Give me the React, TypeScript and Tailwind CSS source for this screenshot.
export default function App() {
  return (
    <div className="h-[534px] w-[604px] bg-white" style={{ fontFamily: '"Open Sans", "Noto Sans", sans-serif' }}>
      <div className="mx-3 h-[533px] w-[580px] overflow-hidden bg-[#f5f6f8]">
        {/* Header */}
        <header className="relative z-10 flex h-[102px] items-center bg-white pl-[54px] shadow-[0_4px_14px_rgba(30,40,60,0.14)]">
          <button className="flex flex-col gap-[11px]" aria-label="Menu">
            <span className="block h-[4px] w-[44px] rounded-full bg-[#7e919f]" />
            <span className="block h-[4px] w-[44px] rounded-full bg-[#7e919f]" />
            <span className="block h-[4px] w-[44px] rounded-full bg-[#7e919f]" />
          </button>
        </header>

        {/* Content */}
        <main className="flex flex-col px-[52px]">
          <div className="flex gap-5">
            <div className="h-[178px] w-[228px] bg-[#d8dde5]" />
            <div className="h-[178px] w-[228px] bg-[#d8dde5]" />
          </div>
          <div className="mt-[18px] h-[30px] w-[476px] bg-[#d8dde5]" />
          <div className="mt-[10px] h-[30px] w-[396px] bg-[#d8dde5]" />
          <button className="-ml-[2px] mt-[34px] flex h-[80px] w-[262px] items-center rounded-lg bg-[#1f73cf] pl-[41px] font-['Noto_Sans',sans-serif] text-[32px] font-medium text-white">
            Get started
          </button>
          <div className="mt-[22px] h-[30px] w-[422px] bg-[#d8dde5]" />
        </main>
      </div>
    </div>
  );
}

....

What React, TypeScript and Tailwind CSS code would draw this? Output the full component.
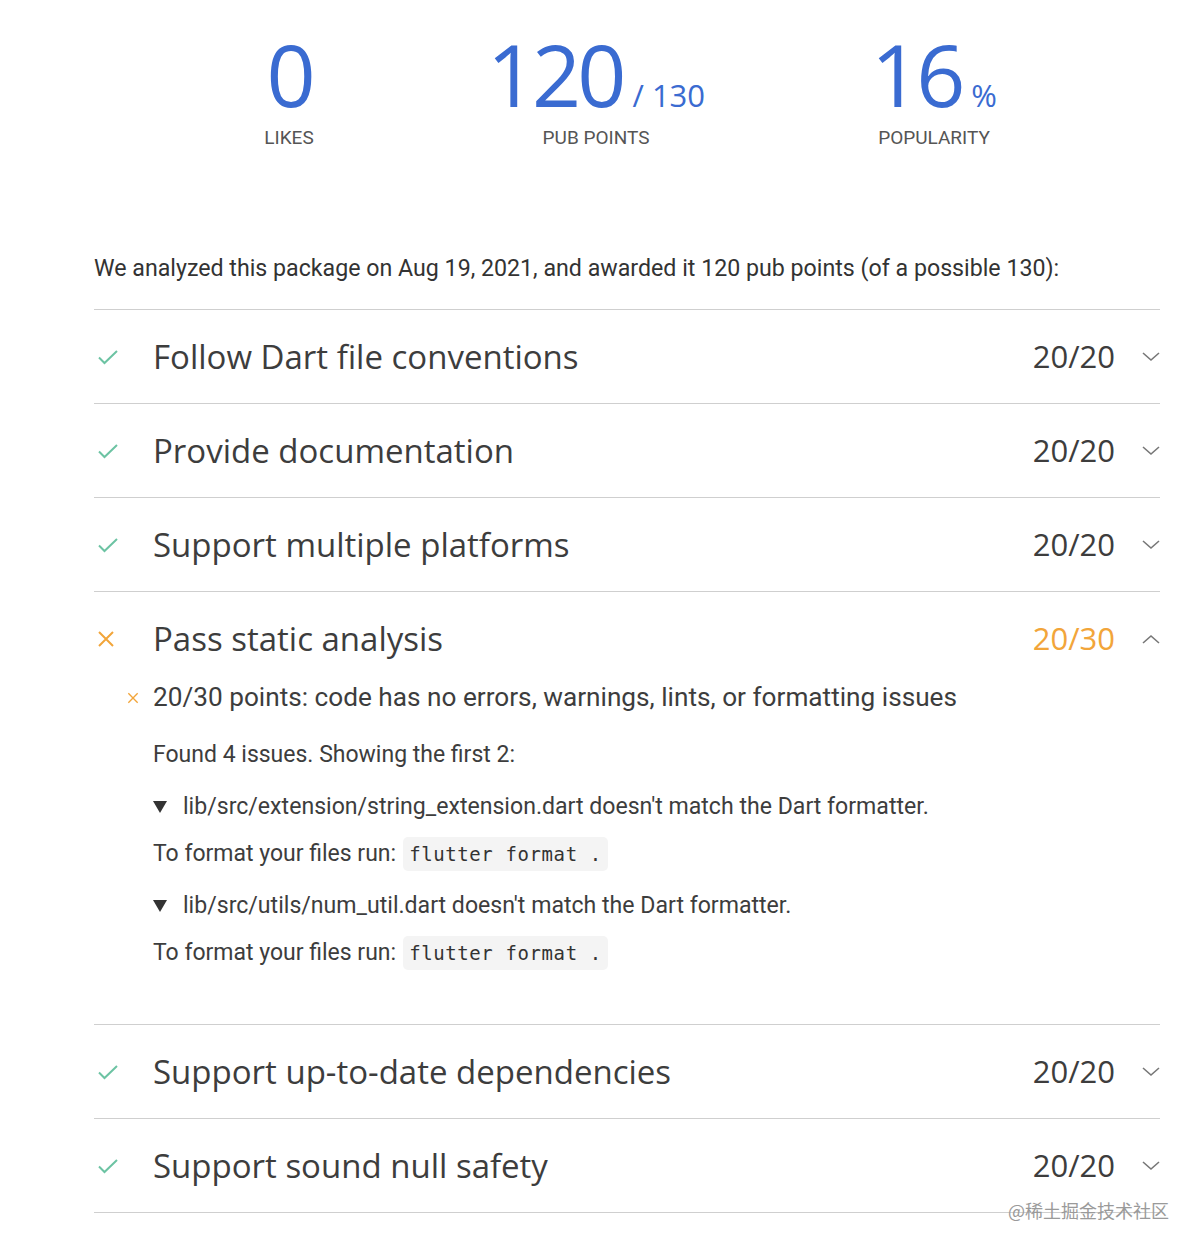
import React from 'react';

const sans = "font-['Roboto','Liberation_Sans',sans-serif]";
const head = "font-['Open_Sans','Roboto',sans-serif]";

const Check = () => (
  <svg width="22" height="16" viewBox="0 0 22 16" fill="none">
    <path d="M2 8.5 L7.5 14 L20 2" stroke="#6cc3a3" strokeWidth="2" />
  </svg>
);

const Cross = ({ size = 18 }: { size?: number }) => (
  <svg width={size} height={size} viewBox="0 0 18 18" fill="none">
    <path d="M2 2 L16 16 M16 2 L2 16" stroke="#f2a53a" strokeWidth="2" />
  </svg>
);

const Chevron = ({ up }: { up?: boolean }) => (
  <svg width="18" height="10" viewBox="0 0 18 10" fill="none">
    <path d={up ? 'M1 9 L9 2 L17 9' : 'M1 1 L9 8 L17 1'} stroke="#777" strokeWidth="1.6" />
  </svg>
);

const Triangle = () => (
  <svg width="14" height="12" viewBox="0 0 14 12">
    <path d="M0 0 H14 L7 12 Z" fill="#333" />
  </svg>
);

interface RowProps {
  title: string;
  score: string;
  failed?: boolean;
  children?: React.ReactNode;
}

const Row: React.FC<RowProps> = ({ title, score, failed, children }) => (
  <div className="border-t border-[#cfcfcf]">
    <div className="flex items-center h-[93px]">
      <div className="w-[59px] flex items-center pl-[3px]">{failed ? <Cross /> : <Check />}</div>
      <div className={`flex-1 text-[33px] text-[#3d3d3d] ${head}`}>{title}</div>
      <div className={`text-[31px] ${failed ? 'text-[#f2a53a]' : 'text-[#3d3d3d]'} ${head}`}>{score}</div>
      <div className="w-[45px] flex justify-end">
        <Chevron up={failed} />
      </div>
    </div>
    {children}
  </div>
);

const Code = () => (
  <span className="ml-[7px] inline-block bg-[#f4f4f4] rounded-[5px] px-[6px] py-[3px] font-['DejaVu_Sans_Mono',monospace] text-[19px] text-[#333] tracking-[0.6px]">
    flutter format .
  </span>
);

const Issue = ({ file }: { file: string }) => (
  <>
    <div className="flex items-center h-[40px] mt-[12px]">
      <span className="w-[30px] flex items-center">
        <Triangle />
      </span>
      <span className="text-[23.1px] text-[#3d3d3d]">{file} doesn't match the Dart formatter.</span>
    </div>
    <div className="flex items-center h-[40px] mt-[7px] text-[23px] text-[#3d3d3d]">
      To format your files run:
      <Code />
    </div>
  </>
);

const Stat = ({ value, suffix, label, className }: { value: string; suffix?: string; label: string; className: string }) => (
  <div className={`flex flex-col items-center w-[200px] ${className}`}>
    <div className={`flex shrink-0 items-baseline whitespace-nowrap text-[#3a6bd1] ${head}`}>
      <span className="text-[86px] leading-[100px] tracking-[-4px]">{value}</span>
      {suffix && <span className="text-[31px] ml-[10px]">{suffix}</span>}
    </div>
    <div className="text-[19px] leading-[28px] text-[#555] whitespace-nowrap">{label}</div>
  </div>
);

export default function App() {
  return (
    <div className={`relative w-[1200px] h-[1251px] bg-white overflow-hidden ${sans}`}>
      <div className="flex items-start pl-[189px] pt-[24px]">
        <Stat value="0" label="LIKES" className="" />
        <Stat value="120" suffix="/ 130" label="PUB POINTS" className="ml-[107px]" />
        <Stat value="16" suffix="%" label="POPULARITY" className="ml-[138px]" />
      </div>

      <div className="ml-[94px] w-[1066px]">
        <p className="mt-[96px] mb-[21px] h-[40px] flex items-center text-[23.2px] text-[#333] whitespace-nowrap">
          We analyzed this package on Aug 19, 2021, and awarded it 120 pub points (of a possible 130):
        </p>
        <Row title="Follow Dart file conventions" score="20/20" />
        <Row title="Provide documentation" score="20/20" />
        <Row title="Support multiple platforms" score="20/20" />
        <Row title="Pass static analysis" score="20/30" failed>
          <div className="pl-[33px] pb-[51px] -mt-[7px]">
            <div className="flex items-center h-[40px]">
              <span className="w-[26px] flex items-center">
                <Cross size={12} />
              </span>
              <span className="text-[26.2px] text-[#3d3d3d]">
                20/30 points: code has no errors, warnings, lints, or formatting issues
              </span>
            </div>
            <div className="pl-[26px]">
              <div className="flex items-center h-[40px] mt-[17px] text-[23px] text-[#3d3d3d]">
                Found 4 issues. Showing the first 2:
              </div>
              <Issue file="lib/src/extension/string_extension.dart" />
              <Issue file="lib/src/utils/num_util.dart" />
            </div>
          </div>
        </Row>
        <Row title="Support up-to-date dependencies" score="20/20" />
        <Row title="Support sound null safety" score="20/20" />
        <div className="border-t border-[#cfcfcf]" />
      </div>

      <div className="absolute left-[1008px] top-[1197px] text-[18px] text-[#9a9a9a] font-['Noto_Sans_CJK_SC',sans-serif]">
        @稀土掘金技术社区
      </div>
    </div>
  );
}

....

Exercise.
What is the number of lines above that contain the string "React"? Answer with the number alone.

Correct answer.
5